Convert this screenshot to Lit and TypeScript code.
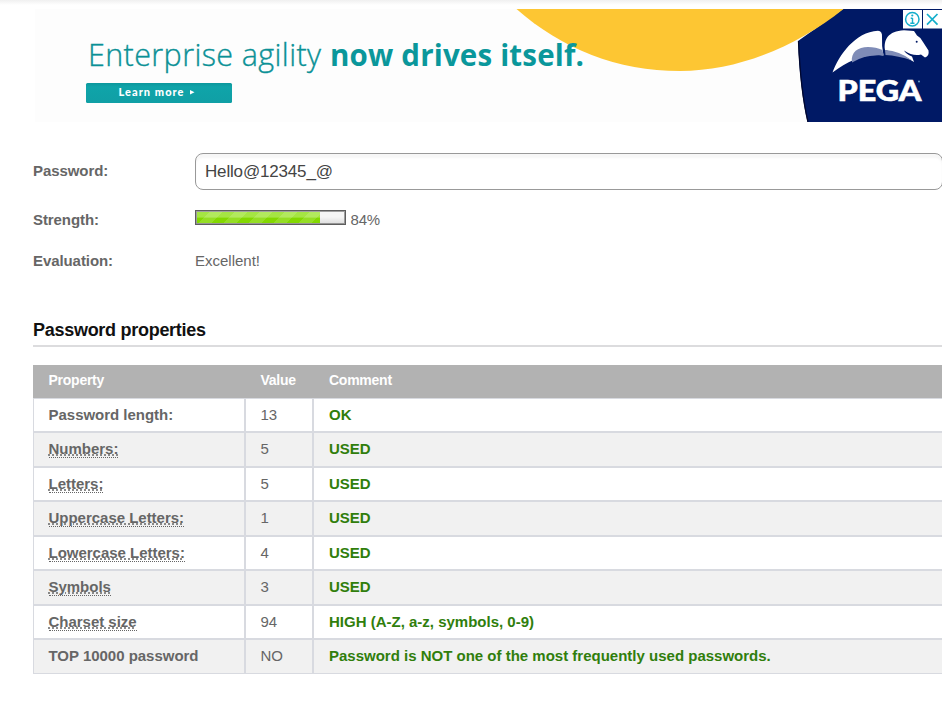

---

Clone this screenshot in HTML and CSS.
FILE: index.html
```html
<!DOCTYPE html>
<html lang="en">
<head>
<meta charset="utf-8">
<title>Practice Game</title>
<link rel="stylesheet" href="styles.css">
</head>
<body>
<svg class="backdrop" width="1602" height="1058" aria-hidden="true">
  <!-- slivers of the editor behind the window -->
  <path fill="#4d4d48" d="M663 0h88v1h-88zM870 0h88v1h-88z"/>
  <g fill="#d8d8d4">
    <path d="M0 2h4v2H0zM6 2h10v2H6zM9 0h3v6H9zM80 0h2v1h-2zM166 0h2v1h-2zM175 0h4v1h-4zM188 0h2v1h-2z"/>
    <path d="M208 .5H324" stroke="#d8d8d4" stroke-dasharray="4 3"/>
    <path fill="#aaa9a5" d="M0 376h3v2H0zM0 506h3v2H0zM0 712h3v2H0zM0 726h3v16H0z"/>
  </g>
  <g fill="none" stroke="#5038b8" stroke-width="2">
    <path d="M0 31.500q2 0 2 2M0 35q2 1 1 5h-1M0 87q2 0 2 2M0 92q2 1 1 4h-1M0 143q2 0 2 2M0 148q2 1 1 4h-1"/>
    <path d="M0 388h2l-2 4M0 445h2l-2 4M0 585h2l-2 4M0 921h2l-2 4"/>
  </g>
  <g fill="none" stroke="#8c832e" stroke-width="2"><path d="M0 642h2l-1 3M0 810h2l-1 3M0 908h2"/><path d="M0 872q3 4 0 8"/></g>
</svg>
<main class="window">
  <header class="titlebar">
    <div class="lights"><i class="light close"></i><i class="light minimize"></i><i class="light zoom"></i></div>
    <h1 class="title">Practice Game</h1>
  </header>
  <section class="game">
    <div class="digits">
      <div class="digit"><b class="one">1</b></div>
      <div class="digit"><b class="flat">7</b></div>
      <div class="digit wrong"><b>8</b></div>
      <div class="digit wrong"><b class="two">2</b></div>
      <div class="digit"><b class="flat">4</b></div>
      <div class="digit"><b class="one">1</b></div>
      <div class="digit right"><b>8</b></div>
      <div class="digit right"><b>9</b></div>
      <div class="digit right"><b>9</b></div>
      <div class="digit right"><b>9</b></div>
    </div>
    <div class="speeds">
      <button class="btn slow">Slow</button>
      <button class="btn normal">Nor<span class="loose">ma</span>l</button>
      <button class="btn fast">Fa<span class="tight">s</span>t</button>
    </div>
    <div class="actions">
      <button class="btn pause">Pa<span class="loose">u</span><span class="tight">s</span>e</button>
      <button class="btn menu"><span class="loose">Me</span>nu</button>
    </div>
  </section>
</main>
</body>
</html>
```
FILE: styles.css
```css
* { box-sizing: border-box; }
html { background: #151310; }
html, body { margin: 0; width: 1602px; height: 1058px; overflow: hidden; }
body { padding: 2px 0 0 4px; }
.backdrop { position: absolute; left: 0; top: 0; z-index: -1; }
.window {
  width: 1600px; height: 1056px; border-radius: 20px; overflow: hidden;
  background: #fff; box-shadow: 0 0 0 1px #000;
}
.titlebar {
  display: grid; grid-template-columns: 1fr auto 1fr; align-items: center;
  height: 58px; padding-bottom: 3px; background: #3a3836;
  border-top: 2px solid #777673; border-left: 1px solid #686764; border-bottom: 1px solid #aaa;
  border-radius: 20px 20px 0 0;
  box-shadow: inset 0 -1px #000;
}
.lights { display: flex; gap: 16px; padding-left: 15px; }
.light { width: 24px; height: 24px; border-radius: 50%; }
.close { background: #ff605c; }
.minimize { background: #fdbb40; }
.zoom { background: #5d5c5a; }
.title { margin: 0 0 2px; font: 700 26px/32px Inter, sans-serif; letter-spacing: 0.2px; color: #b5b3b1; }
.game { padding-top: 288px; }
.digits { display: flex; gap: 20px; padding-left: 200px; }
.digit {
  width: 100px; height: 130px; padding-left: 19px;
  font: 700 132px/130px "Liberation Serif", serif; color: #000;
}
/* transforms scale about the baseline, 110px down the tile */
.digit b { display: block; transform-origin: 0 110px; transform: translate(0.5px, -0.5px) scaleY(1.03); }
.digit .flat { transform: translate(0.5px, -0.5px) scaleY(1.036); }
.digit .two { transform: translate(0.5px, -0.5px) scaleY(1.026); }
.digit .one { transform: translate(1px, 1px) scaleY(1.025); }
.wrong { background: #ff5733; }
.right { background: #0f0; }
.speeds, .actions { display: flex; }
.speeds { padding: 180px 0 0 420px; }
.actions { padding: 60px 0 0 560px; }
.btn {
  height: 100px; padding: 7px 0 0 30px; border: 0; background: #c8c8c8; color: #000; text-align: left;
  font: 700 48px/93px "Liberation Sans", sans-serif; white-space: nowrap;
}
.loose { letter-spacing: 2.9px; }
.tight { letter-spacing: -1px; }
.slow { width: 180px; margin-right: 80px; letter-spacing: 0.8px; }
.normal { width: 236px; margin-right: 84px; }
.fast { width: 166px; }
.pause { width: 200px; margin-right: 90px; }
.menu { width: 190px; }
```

## Direction
Which lines contain "screenshot"? Copy each of them out.

## Reply
Convert this screenshot to Lit and TypeScript code.
Clone this screenshot in HTML and CSS.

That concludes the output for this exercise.